Directly using a non-aligned public models yields a 1.4X–2.3X speedup, while non-relevant dataset slightly improves it to 1.6X–2.5X. The best results (2.5X–2.9X speedup) occur when using a similar alignment dataset. Thus, we recommend selecting an similar alignment dataset for higher acceptance rates.

Question 5: Despite the use of different methodologies, I would appreciate a performance comparison with related work.

Sorry for any confusion regarding our experimental setup. In fact, the speedup in Figure 5 is the comparison with the latest work, both with and without the integration of our method. The baselines are the SOTA 2PC secure inference works for Transformer, as detailed in Line 366, including the linear layer protocol from Nimbus [1] and the non-linear layer protocol from BumbleBee [2]. We will further clarify this in the paper.

Question 6: The contribution of this work may be considered incremental since it primarily utilizes standard techniques such as knowledge distillation and batching multiple tokens.

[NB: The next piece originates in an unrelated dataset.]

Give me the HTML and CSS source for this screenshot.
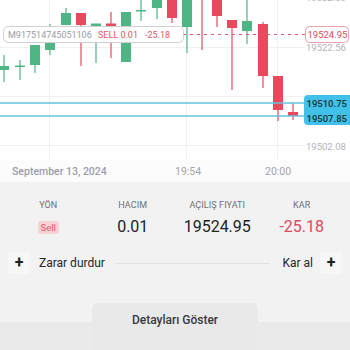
FILE: index.html
```html
<!DOCTYPE html>
<html lang="tr">
<head>
<meta charset="utf-8">
<link rel="stylesheet" href="styles.css">
</head>
<body>
<div class="chart">
  <svg class="chart-svg" width="350" height="182" viewBox="0 0 350 182" xmlns="http://www.w3.org/2000/svg">
    <rect x="0" y="0" width="350" height="182" fill="#ffffff"/>
    <rect x="0" y="160" width="350" height="22" fill="#fcfcfd"/>
    <!-- grid -->
    <g stroke="#f0f0f2" stroke-width="1">
      <line x1="0" y1="47.5" x2="305" y2="47.5"/>
      <line x1="0" y1="96.5" x2="305" y2="96.5"/>
      <line x1="0" y1="145.5" x2="305" y2="145.5"/>
      <line x1="49.5" y1="0" x2="49.5" y2="160"/>
      <line x1="186.5" y1="0" x2="186.5" y2="160"/>
      <line x1="277.5" y1="0" x2="277.5" y2="160"/>
    </g>
    <!-- candles -->
    <g class="green" fill="#4fb584" stroke="#4fb584" stroke-width="1.2">
      <line x1="4" y1="55" x2="4" y2="82"/><rect x="-1" y="66" width="10" height="4" stroke="none"/>
      <line x1="20" y1="60" x2="20" y2="80"/><rect x="15" y="65.5" width="10" height="1.5" stroke="none"/>
      <line x1="35" y1="45" x2="35" y2="73"/><rect x="30" y="45" width="10" height="20" stroke="none"/>
      <line x1="50" y1="24" x2="50" y2="55"/><rect x="45" y="43" width="10" height="7" stroke="none"/>
      <line x1="66" y1="8" x2="66" y2="25"/><rect x="61" y="13" width="10" height="12" stroke="none"/>
      <line x1="96" y1="24" x2="96" y2="63"/><rect x="91" y="23.5" width="10" height="2.5" stroke="none"/>
      <line x1="126" y1="12" x2="126" y2="62"/><rect x="121" y="12" width="10" height="50" stroke="none"/>
      <line x1="141" y1="0" x2="141" y2="21"/><rect x="136" y="10" width="10" height="1.5" stroke="none"/>
      <line x1="157" y1="0" x2="157" y2="19"/><rect x="152" y="-2" width="10" height="10" stroke="none"/>
      <line x1="187" y1="0" x2="187" y2="53"/><rect x="182" y="-2" width="10" height="29" stroke="none"/>
      <line x1="247" y1="0" x2="247" y2="44"/><rect x="242" y="21" width="10" height="10" stroke="none"/>
    </g>
    <g class="red" fill="#e9495d" stroke="#e9495d" stroke-width="1.2">
      <line x1="81" y1="13" x2="81" y2="66"/><rect x="76" y="13" width="10" height="12" stroke="none"/>
      <line x1="111" y1="12" x2="111" y2="58"/><rect x="106" y="23.5" width="10" height="2.5" stroke="none"/>
      <line x1="172" y1="0" x2="172" y2="23"/><rect x="167" y="-2" width="10" height="20" stroke="none"/>
      <line x1="202" y1="0" x2="202" y2="50"/>
      <line x1="217" y1="0" x2="217" y2="27"/><rect x="212" y="-2" width="10" height="18" stroke="none"/>
      <line x1="232" y1="20" x2="232" y2="90"/><rect x="227" y="20" width="10" height="8" stroke="none"/>
      <line x1="263" y1="22" x2="263" y2="88"/><rect x="258" y="24" width="10" height="52" stroke="none"/>
      <line x1="278" y1="76" x2="278" y2="121"/><rect x="273" y="76" width="10" height="34" stroke="none"/>
      <line x1="293" y1="103" x2="293" y2="120"/><rect x="288" y="112" width="10" height="4" stroke="none"/>
    </g>
    <!-- price axis labels -->
    <g class="axis-text" fill="#b3b3bb" font-size="9.5">
      <text x="306" y="1">19532.60</text>
      <text x="306" y="50.5">19522.56</text>
      <text x="306" y="149.5">19502.08</text>
    </g>
    <!-- position lines -->
    <line x1="0" y1="103" x2="305" y2="103" stroke="#62c4dc" stroke-width="1.3"/>
    <line x1="0" y1="116" x2="305" y2="116" stroke="#62c4dc" stroke-width="1.3"/>
    <line x1="183" y1="34.5" x2="305" y2="34.5" stroke="#e2596b" stroke-width="1" stroke-dasharray="3 4"/>
    <!-- order label -->
    <rect x="3.5" y="26.5" width="180" height="16" rx="5" fill="#ffffff" fill-opacity="0.92" stroke="#cfcfd4"/>
    <text y="38" font-size="9"><tspan x="8" fill="#9a9aa4">M917514745051106</tspan><tspan x="98" fill="#e2566a">SELL 0.01</tspan><tspan x="145" fill="#e2566a">-25.18</tspan></text>
    <!-- price tags -->
    <rect x="305.5" y="26.5" width="43" height="16" rx="4" fill="#ffffff" stroke="#e6a3ad"/>
    <text x="307.5" y="38" font-size="9.5" fill="#e0485c">19524.95</text>
    <path d="M308 95 H350 V125 H308 Q304 125 304 121 V99 Q304 95 308 95 Z" fill="#41c1ea"/>
    <text x="306.5" y="107" font-size="9.5" fill="#12333f" font-weight="500">19510.75</text>
    <text x="306.5" y="122" font-size="9.5" fill="#12333f" font-weight="500">19507.85</text>
    <!-- time axis -->
    <text x="12" y="175" font-size="10.5" font-weight="500" fill="#9c9cab">September 13, 2024</text>
    <text x="175" y="175" font-size="10.5" fill="#a3a3b0">19:54</text>
    <text x="265" y="175" font-size="10.5" fill="#a3a3b0">20:00</text>
  </svg>
</div>
<div class="panel">
  <div class="stats">
    <div class="stat">
      <span class="stat-label">YÖN</span>
      <span class="badge-sell">Sell</span>
    </div>
    <div class="stat">
      <span class="stat-label">HACIM</span>
      <span class="stat-value">0.01</span>
    </div>
    <div class="stat">
      <span class="stat-label">AÇILIŞ FIYATI</span>
      <span class="stat-value">19524.95</span>
    </div>
    <div class="stat">
      <span class="stat-label">KAR</span>
      <span class="stat-value loss">-25.18</span>
    </div>
  </div>
  <div class="sltp">
    <button class="plus-btn">+</button>
    <span class="sltp-text">Zarar durdur</span>
    <span class="sltp-line"></span>
    <span class="sltp-text">Kar al</span>
    <button class="plus-btn">+</button>
  </div>
  <div class="footer">
    <button class="details-btn">Detayları Göster</button>
  </div>
</div>
</body>
</html>
```

FILE: styles.css
```css
* { box-sizing: border-box; }
html, body {
  margin: 0;
  padding: 0;
  width: 350px;
  height: 350px;
  overflow: hidden;
  background: #f2f2f3;
  font-family: Roboto, "Noto Sans", sans-serif;
}
.chart {
  height: 182px;
  background: #ffffff;
}
.chart-svg {
  display: block;
  font-family: Roboto, "Noto Sans", sans-serif;
}
.panel {
  height: 168px;
  display: flex;
  flex-direction: column;
  background: #f2f2f3;
}
.stats {
  display: grid;
  grid-template-columns: repeat(4, 1fr);
  padding: 17px 6px 0;
}
.stat {
  display: flex;
  flex-direction: column;
  align-items: center;
}
.stat-label {
  font-size: 9px;
  line-height: 12px;
  color: #6f6f74;
  letter-spacing: 0.1px;
}
.stat-value {
  margin-top: 6px;
  font-size: 16px;
  line-height: 20px;
  color: #222226;
}
.stat-value.loss { color: #e0485c; }
.badge-sell {
  margin-top: 10px;
  font-size: 9.5px;
  line-height: 13px;
  padding: 0 3px;
  border-radius: 2px;
  background: #f9d2d7;
  color: #e2566a;
}
.sltp {
  margin-top: 15px;
  display: flex;
  align-items: center;
  padding: 0 8px;
  height: 22px;
}
.plus-btn {
  width: 22px;
  height: 22px;
  border: none;
  padding: 0;
  border-radius: 2px;
  background: #f7f7f8;
  color: #1f1f22;
  font-family: Roboto, sans-serif;
  font-size: 16px;
  font-weight: 700;
  line-height: 22px;
  text-align: center;
}
.sltp-text {
  font-size: 12px;
  color: #262629;
  margin: 0 9px;
}
.sltp-text:last-of-type { margin: 0 7px 0 0; }
.sltp-line {
  flex: 1;
  height: 1px;
  background: #e2e2e4;
  margin: 0 12px 0 1px;
}
.footer {
  margin-top: 29px;
  height: 47px;
  display: flex;
  justify-content: center;
  background: linear-gradient(to bottom, transparent 19px, #eaeaeb 19px);
}
.details-btn {
  width: 166px;
  height: 47px;
  border: none;
  border-radius: 6px 6px 0 0;
  background: #e9e9ea;
  padding: 9px 0 0;
  font-family: Roboto, sans-serif;
  font-size: 12px;
  font-weight: 500;
  line-height: 16px;
  color: #3a3a3e;
  display: flex;
  justify-content: center;
  align-items: flex-start;
}
```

Our key contributions include being the first to introduce observations on public models and latency insensitivity to input length. The novel paradigm (public decoding and secure verification) is not merely a standard batching technique but a strategically designed approach based on these insights. Additionally, we optimize this paradigm not only through knowledge distillation but also with a specialized sampling protocol.

Reference

[1] Cryptflow2, CCS 2020

[2] Bumblebee, NDSS 2025

[3] Nimbus, Neurips 2024

[4] Bolt, S&P 2024

[5] Dp-opt: Make large language model your privacy-preserving prompt engineer, ICLR 2024

[6] Privacy-Preserving In-Context Learning with Differentially Private Few-Shot Generation, ICLR 2024

[7] https://github.com/tatsu-lab/stanford_alpaca

最终决定

The paper proposes a public decoding and secure verification method to accelerate privacy-preserving inference. However, some shortcomings need to be addressed in the current version. For example, Figure 3 and its description require a thorough examination, along with a more detailed explanation of the choice of public models. In addition, expanding the experimental evaluation to include larger vocabulary sizes or more diverse model architectures would also improve the paper. After reading the reviewers’ comments and the authors’ rebuttals, I believe these issues can be effectively addressed in the camera-ready version. Given that all reviewers have acknowledged the novelty of the authors' work, I recommend acceptance of the paper.